Wednesday night a fire broke out at 7:00 pm at an industrial fertilizer plant owned by Adair Grain Inc. in West, Texas, a town of about 2,600 people, just north of Waco. As many as 15 people were killed and more than 160 injured. The plant supplies small farmers and ranchers in Texas with chemicals such as highly volatile anhydrous ammonia needed to grow cotton, corn, and other grains; the company produces its products from fossil fuels such as natural gas, coal and used feed crops.
After reviewing the chain of events it is believed that the spread of the fire may have been prevented if the plant had upgraded its equipment to meet current safety standards. The U.S. Chemical Safety Board recently recommended the use of smarter technology, such as limit safety switches, to help plants avoid these types of events.
Limit Switch Safety Technology
Anhydrous ammonia is a highly volatile substance that must be stored under high pressure in specially designed tanks; the material is sometimes used in the production of methamphetamine, the mishandling of which notoriously leads to explosions. When a fire breaks out at a chemical plant all volatile substances in the area are in danger of becoming part of the conflagration. Limit switches cut off pipes attached to burning facilities thereby keeping adjacent fuel sources from feeding the fire.
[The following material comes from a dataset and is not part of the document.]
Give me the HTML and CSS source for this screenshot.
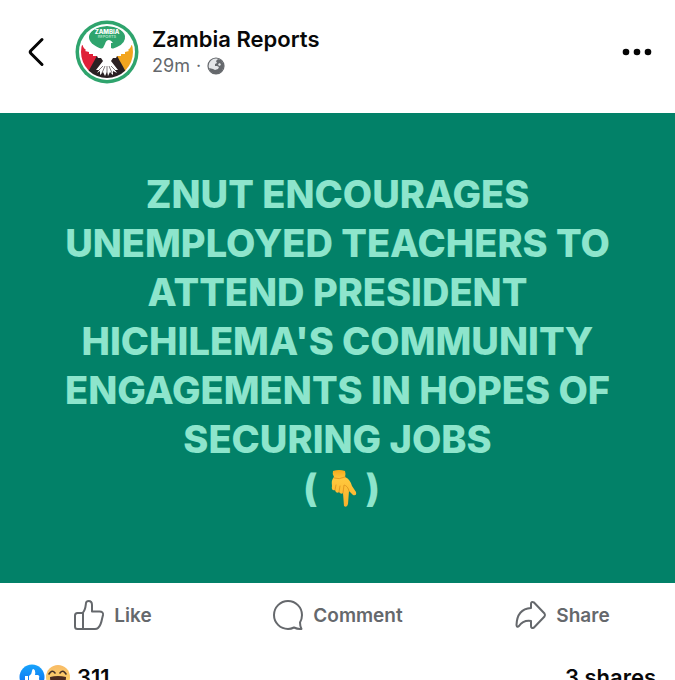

Small Fire Becomes Conflagration
The small fire spread and firefighters who first arrived on the scene as part of the initial response attempted to evacuate the surrounding area but a mere 15 minutes later a huge massive explosion, registering 2.5 on the Richter scale occurred.
Firefighters reported some success with the initial evacuations but were certain that additional victims were still trapped in the rubble and first responders may also have been injured or killed in the explosion.
Collateral Damage to Adjacent Residential Neighborhoods
Neighborhoods next to the plant including large apartment buildings, a nursing facility and as many as 45 homes leveled to rubble, heavily damaged, and/or caught fire. Rescue personnel working in the rubble compared it to a war zone. Firefighters suspended rescue operations after the initial explosion due to toxic fumes and the threat of a second explosion from an identical adjacent tank nearby.
Review of Risk Management Procedures & Employee Training a Key
Companies can avoid or reduce the possibility of events such as this by updating risk management plans, keeping accurate and up to date employee training records, documenting hazards and instituting a regular safety maintenance program.
Instead of an investment in smart limit switch technology that might have required thousands of dollars, the company is now faced with a much worse scenario.